The table waits. Empty, incomplete. You know what it needs: a new column.
Adding a new column is not just another schema change. It is a structural shift. It defines new data, new relationships, and new possibilities. When you alter a table to add fields, you shape how your application thinks. Every query, every index, every join will feel it.
In SQL, the command is simple:
ALTER TABLE users ADD COLUMN last_login TIMESTAMP;
This line transforms the table instantly. But beyond the syntax, there’s performance, compatibility, and migration timing to consider. A new column can break an API if the data model changes unexpectedly. It can trigger full table rewrites on large datasets, locking rows, delaying requests, and inflating load.
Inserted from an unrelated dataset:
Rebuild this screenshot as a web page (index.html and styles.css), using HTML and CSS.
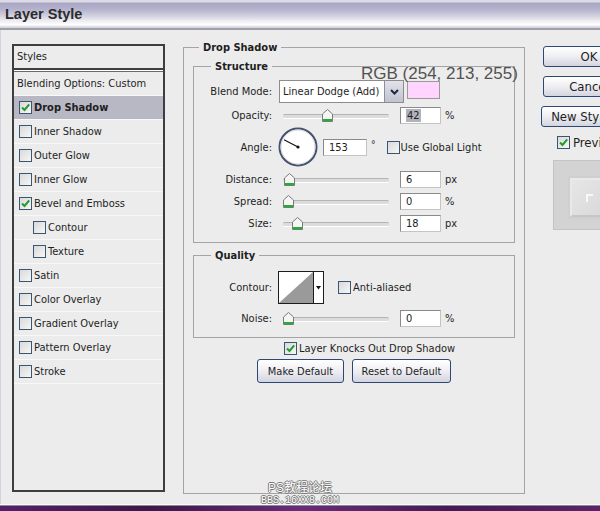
FILE: index.html
```html
<!DOCTYPE html>
<html>
<head>
<meta charset="utf-8">
<title>Layer Style</title>
<link rel="stylesheet" href="styles.css">
</head>
<body>
<div class="window">
  <header class="titlebar"><span class="title">Layer Style</span></header>

  <div class="main">
    <aside class="stylelist">
      <div class="styles-hdr">Styles</div>
      <div class="hdr-sep"></div>
      <div class="item plain">Blending Options: Custom</div>
      <div class="item sel"><span class="cb"><svg viewBox="0 0 11 11" width="11" height="11"><path d="M2 5.5 L4.5 8 L9.2 2.3" fill="none" stroke="#1f9b2a" stroke-width="2"/></svg></span><b>Drop Shadow</b></div>
      <div class="item"><span class="cb"></span>Inner Shadow</div>
      <div class="item"><span class="cb"></span>Outer Glow</div>
      <div class="item"><span class="cb"></span>Inner Glow</div>
      <div class="item"><span class="cb"><svg viewBox="0 0 11 11" width="11" height="11"><path d="M2 5.5 L4.5 8 L9.2 2.3" fill="none" stroke="#1f9b2a" stroke-width="2"/></svg></span>Bevel and Emboss</div>
      <div class="item sub"><span class="cb"></span>Contour</div>
      <div class="item sub"><span class="cb"></span>Texture</div>
      <div class="item"><span class="cb"></span>Satin</div>
      <div class="item"><span class="cb"></span>Color Overlay</div>
      <div class="item"><span class="cb"></span>Gradient Overlay</div>
      <div class="item"><span class="cb"></span>Pattern Overlay</div>
      <div class="item"><span class="cb"></span>Stroke</div>
    </aside>

    <section class="panel">
      <fieldset class="grp outer">
        <legend>Drop Shadow</legend>

        <fieldset class="grp structure">
          <legend>Structure</legend>
          <div class="rows srows">
            <div class="row blend">
              <span class="lbl">Blend Mode:</span>
              <div class="select">
                <span class="sel-text">Linear Dodge (Add)</span>
                <span class="sel-btn"><svg viewBox="0 0 9 6" width="9" height="6"><path d="M1 1 L4.5 4.5 L8 1" fill="none" stroke="#1b2846" stroke-width="2"/></svg></span>
              </div>
              <span class="swatch"></span>
            </div>

            <div class="row srow r-opacity">
              <span class="lbl">Opacity:</span>
              <div class="slider"><span class="thumb" style="left:39px"><svg viewBox="0 0 11 13" width="11" height="13"><path d="M0.5 5 L5.5 0.5 L10.5 5 V12.5 H0.5 Z" fill="#f5f5f5" stroke="#7a7a7a"/><rect x="1" y="10" width="9" height="2.5" fill="#2ea83a"/></svg></span></div>
              <span class="num"><span class="hl">42</span></span>
              <span class="unit">%</span>
            </div>

            <div class="row angle">
              <span class="lbl">Angle:</span>
              <svg class="dial" viewBox="0 0 40 40" width="40" height="40">
                <circle cx="20" cy="20" r="18.5" fill="#fff" stroke="#45526e" stroke-width="2"/>
                <circle cx="20" cy="20" r="17" fill="none" stroke="#d6d6de" stroke-width="1"/>
                <line x1="20" y1="20" x2="6" y2="12.8" stroke="#111" stroke-width="1.2"/>
                <circle cx="20" cy="20" r="1.6" fill="#111"/>
              </svg>
              <span class="num ang">153</span>
              <span class="deg">°</span>
              <span class="cb glob"></span>
              <span class="cbtext">Use Global Light</span>
            </div>

            <div class="row srow r-dist">
              <span class="lbl">Distance:</span>
              <div class="slider"><span class="thumb" style="left:1px"><svg viewBox="0 0 11 13" width="11" height="13"><path d="M0.5 5 L5.5 0.5 L10.5 5 V12.5 H0.5 Z" fill="#f5f5f5" stroke="#7a7a7a"/><rect x="1" y="10" width="9" height="2.5" fill="#2ea83a"/></svg></span></div>
              <span class="num">6</span>
              <span class="unit">px</span>
            </div>

            <div class="row srow r-spread">
              <span class="lbl">Spread:</span>
              <div class="slider"><span class="thumb" style="left:0px"><svg viewBox="0 0 11 13" width="11" height="13"><path d="M0.5 5 L5.5 0.5 L10.5 5 V12.5 H0.5 Z" fill="#f5f5f5" stroke="#7a7a7a"/><rect x="1" y="10" width="9" height="2.5" fill="#2ea83a"/></svg></span></div>
              <span class="num">0</span>
              <span class="unit">%</span>
            </div>

            <div class="row srow r-size">
              <span class="lbl">Size:</span>
              <div class="slider"><span class="thumb" style="left:9px"><svg viewBox="0 0 11 13" width="11" height="13"><path d="M0.5 5 L5.5 0.5 L10.5 5 V12.5 H0.5 Z" fill="#f5f5f5" stroke="#7a7a7a"/><rect x="1" y="10" width="9" height="2.5" fill="#2ea83a"/></svg></span></div>
              <span class="num">18</span>
              <span class="unit">px</span>
            </div>
          </div>
        </fieldset>

        <fieldset class="grp quality">
          <legend>Quality</legend>
          <div class="rows qrows">
            <div class="row contour-row">
              <span class="lbl">Contour:</span>
              <div class="contour">
                <svg viewBox="0 0 34 31" width="34" height="31" class="curve"><rect width="34" height="31" fill="#fff"/><path d="M0 31 L34 0 L34 31 Z" fill="#9a9a9a"/></svg>
                <span class="c-btn"><svg viewBox="0 0 5 4" width="5" height="4"><path d="M0 0 H5 L2.5 3.5 Z" fill="#111"/></svg></span>
              </div>
              <span class="cb anti"></span>
              <span class="cbtext">Anti-aliased</span>
            </div>
            <div class="row srow r-noise">
              <span class="lbl">Noise:</span>
              <div class="slider"><span class="thumb" style="left:0px"><svg viewBox="0 0 11 13" width="11" height="13"><path d="M0.5 5 L5.5 0.5 L10.5 5 V12.5 H0.5 Z" fill="#f5f5f5" stroke="#7a7a7a"/><rect x="1" y="10" width="9" height="2.5" fill="#2ea83a"/></svg></span></div>
              <span class="num">0</span>
              <span class="unit">%</span>
            </div>
          </div>
        </fieldset>

        <div class="knock"><span class="cb"><svg viewBox="0 0 11 11" width="11" height="11"><path d="M2 5.5 L4.5 8 L9.2 2.3" fill="none" stroke="#1f9b2a" stroke-width="2"/></svg></span><span class="cbtext">Layer Knocks Out Drop Shadow</span></div>

        <div class="defaults">
          <div class="btn mk">Make Default</div>
          <div class="btn rs">Reset to Default</div>
        </div>
      </fieldset>
    </section>

    <aside class="side">
      <div class="btn big">OK</div>
      <div class="btn big">Cancel</div>
      <div class="btn big newstyle">New Style...</div>
      <div class="pv-check"><span class="cb"><svg viewBox="0 0 11 11" width="11" height="11"><path d="M2 5.5 L4.5 8 L9.2 2.3" fill="none" stroke="#1f9b2a" stroke-width="2"/></svg></span><span class="pv-text">Preview</span></div>
      <div class="preview">
        <div class="pv-inner"><svg viewBox="0 0 10 10" width="10" height="10"><path d="M2 9 V2 H8" fill="none" stroke="#ffffff" stroke-width="1.6"/></svg></div>
      </div>
    </aside>
  </div>

  <div class="bottom"></div>

  <div class="rgb-note">RGB (254, 213, 255)</div>
  <div class="watermark">
    <span class="wm1">PS教程论坛</span>
    <span class="wm2">BBS.16XX8.COM</span>
  </div>
</div>
</body>
</html>
```

FILE: styles.css
```css
* { box-sizing: border-box; }
html, body { margin: 0; padding: 0; }
body {
  width: 600px;
  height: 511px;
  overflow: hidden;
  background: #ececec;
  font-family: "DejaVu Sans Condensed", "Liberation Sans", sans-serif;
  font-size: 11px;
  color: #1e1e1e;
}
.window {
  position: relative;
  display: grid;
  grid-template-rows: 30px 474px 7px;
  height: 511px;
  box-shadow: inset 1px 0 0 #d4d3e0;
}

/* title bar */
.titlebar {
  display: flex;
  align-items: center;
  padding-left: 5px;
  background: linear-gradient(to bottom, #dcdbe5 0, #dcdbe5 2px, #a8a6c4 3px, #b3b1cc 9px, #d2d1df 16px, #eeeef3 21px, #fbfbfd 24px, #ffffff 25px, #d6d6de 27px, #d6d6de 28px);
  border-bottom: 2px solid #a09ea9;
}
.title {
  font-family: "Liberation Sans", Arial, sans-serif;
  font-weight: bold;
  font-size: 14.5px;
  color: #2b2b2b;
}

/* main area */
.main {
  display: flex;
  align-items: flex-start;
  padding: 11px 0 0 12px;
  overflow: hidden;
}

/* style list */
.stylelist {
  flex-shrink: 0;
  width: 153px;
  height: 448px;
  margin-top: 3px;
  border: 2px solid #3e3e3e;
  background: #ececec;
}
.styles-hdr {
  height: 24px;
  line-height: 22px;
  padding-left: 3px;
  border-bottom: 2px solid #3e3e3e;
}
.hdr-sep {
  height: 2px;
  border-top: 1px solid #ffffff;
  border-bottom: 1px solid #6a6a6a;
}
.item {
  display: flex;
  align-items: center;
  height: 24px;
  padding-left: 5px;
  border-bottom: 1px solid #f8f8f8;
  white-space: nowrap;
}
.item.plain { padding-left: 3px; }
.item.sub { padding-left: 19px; }
.item.sel { background: #b8b7c4; }
.item .cb { margin-right: 2px; }

/* checkbox */
.cb {
  flex-shrink: 0;
  display: inline-flex;
  align-items: center;
  justify-content: center;
  width: 13px;
  height: 13px;
  border: 1px solid #3a5670;
  background: linear-gradient(135deg, #d9d9dc, #f6f6f6);
}
.cb svg { display: block; }
.cbtext { white-space: nowrap; }

/* fieldsets */
.panel { flex-shrink: 0; margin-left: 18px; }
.grp {
  margin: 0;
  padding: 0;
  min-width: 0;
  border: 1px solid #a4a4a4;
}
.grp > legend {
  font-weight: bold;
  line-height: 13px;
  padding: 0 4px;
  margin-left: 15px;
}
.outer {
  width: 342px;
  height: 453px;
}
.structure, .quality {
  margin: 6px 9px 0 9px;
}
.structure > legend, .quality > legend { margin-left: 17px; }

.rows { display: flex; flex-direction: column; }
.srows { padding: 7px 0 10px; }
.qrows { padding: 9px 0 10px; }

.row { display: flex; align-items: center; }
.lbl {
  flex-shrink: 0;
  width: 78px;
  text-align: right;
  white-space: nowrap;
}
.blend { height: 23px; }
.r-opacity { margin-top: 4px; }
.angle { height: 40px; margin-top: 3px; }
.r-dist { margin-top: 4px; }
.r-spread, .r-size { margin-top: 5px; }
.srow { height: 17px; }
.r-noise { margin-top: 6px; }

/* select */
.select {
  display: flex;
  margin-left: 7px;
  width: 125px;
  height: 23px;
  border: 1px solid #8c8c8c;
  background: #fff;
}
.sel-text {
  flex: 1;
  padding-left: 3px;
  line-height: 21px;
  white-space: nowrap;
}
.sel-btn {
  width: 19px;
  display: flex;
  align-items: center;
  justify-content: center;
  border-left: 1px solid #8e8ea2;
  background: linear-gradient(#e2e2ea, #c2c2d0);
}
.swatch {
  margin-left: 3px;
  width: 33px;
  height: 18px;
  margin-top: -3px;
  border: 1px solid #9a9a9a;
  background: #ffd5ff;
}

/* slider */
.slider {
  position: relative;
  flex-shrink: 0;
  width: 106px;
  height: 17px;
  margin-left: 11px;
}
.slider::before {
  content: "";
  position: absolute;
  left: 0;
  right: 0;
  top: 7px;
  height: 3px;
  border-top: 1px solid #b4b4b4;
  border-bottom: 1px solid #ffffff;
  background: #dcdcdc;
  border-radius: 2px;
}
.thumb {
  position: absolute;
  top: 2px;
  width: 11px;
  height: 13px;
}
.thumb svg { display: block; }

/* numeric fields */
.num {
  flex-shrink: 0;
  width: 41px;
  height: 17px;
  margin-left: 11px;
  padding-left: 5px;
  line-height: 15px;
  background: #fff;
  border: 1px solid #8a8a8a;
  border-right-color: #c4c4c4;
  border-bottom-color: #c4c4c4;
}
.hl { background: #b2b2bc; padding: 0 1px; }
.unit { margin-left: 4px; }

.dial { flex-shrink: 0; margin-left: 6px; display: block; }
.num.ang { width: 44px; margin-left: 5px; }
.deg { margin-left: 4px; font-size: 10px; align-self: flex-start; margin-top: 12px; }
.glob { margin-left: 11px; margin-right: 1px; }

/* contour */
.contour {
  display: flex;
  margin-left: 6px;
  width: 46px;
  height: 33px;
  border: 1px solid #1c1c1c;
  background: #fff;
}
.curve { display: block; }
.c-btn {
  flex: 1;
  display: flex;
  align-items: center;
  justify-content: center;
  border-left: 1px solid #1c1c1c;
}
.anti { margin-left: 14px; margin-right: 2px; }

/* knock-out + buttons */
.knock {
  display: flex;
  align-items: center;
  margin-top: 4px;
  padding-left: 100px;
  height: 13px;
}
.knock .cb { margin-right: 2px; }
.defaults {
  display: flex;
  justify-content: center;
  gap: 8px;
  margin-top: 4px;
}
.btn {
  display: flex;
  align-items: center;
  justify-content: center;
  height: 24px;
  border: 1px solid #2e4874;
  border-radius: 3px;
  background: linear-gradient(#ffffff, #f0f0f4 45%, #d4d4e0);
  color: #1e1e1e;
  white-space: nowrap;
}
.btn.mk { width: 87px; }
.btn.rs { width: 99px; }

/* right column */
.side {
  flex-shrink: 0;
  width: 100px;
  margin-left: 18px;
  padding-top: 5px;
  display: flex;
  flex-direction: column;
  align-items: flex-start;
}
.btn.big {
  width: 92px;
  height: 21px;
  font-size: 13px;
  margin-bottom: 9px;
}
.btn.newstyle { width: 90px; margin-left: -2px; }
.pv-check {
  display: flex;
  align-items: center;
  padding-left: 14px;
  height: 13px;
  font-size: 13px;
}
.pv-check .cb { margin-right: 3px; }
.preview {
  margin-top: 11px;
  margin-left: 10px;
  width: 90px;
  height: 70px;
  padding: 17px 0 0 16px;
  background: #d3d3d3;
  border: 1px solid #c4c4c4;
}
.pv-inner {
  width: 40px;
  height: 39px;
  display: flex;
  align-items: center;
  justify-content: center;
  background: linear-gradient(135deg, #e6e6e6, #d8d8d8);
  border: 2px solid #e9e9e9;
  border-right-color: #c6c6c6;
  border-bottom-color: #c6c6c6;
  box-shadow: 0 0 0 2px #cfcfcf;
}

/* bottom frame */
.bottom {
  border-top: 1px solid #fbfbfb;
  box-shadow: inset 0 1px 0 #8c8a96;
  background: linear-gradient(90deg, #55206a, #3c1848 25%, #6a2c7a 50%, #451a52 75%, #5c2468);
}

/* overlays */
.rgb-note {
  position: absolute;
  left: 361px;
  top: 65px;
  font-family: "Liberation Sans", Arial, sans-serif;
  font-size: 17px;
  line-height: 17px;
  color: #525252;
  white-space: nowrap;
}
.watermark {
  position: absolute;
  left: 258px;
  top: 482px;
  display: flex;
  flex-direction: column;
  align-items: center;
  width: 84px;
  color: #ffffff;
  text-shadow: 1px 0 0 #7a7a7a, -1px 0 0 #7a7a7a, 0 1px 0 #7a7a7a, 0 -1px 0 #7a7a7a;
}
.wm1 {
  font-family: "Liberation Sans", "Noto Sans CJK SC", sans-serif;
  font-size: 12px;
  line-height: 13px;
}
.wm2 {
  font-family: "Liberation Mono", monospace;
  font-size: 10px;
  line-height: 11px;
}
```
Plan the change. Audit dependencies in the ORM. Run migrations in controlled environments. Monitor I/O during deployment. If the table is massive, add the column without a default value to avoid heavy rewrites, then backfill in batches. Always index only if necessary—indexes cost more than they seem.
For text-heavy applications, think about the column type. VARCHAR with a length limit versus TEXT has storage and performance implications. For numeric columns, choose the smallest type that fits your range; smaller types use less space and cache better.
Schema evolution is an ongoing process. A new column is the smallest additive change, yet it can drive major shifts in analytics and features. Whether in PostgreSQL, MySQL, or cloud-native databases, the principle is the same: make it intentional, make it safe, make it fast.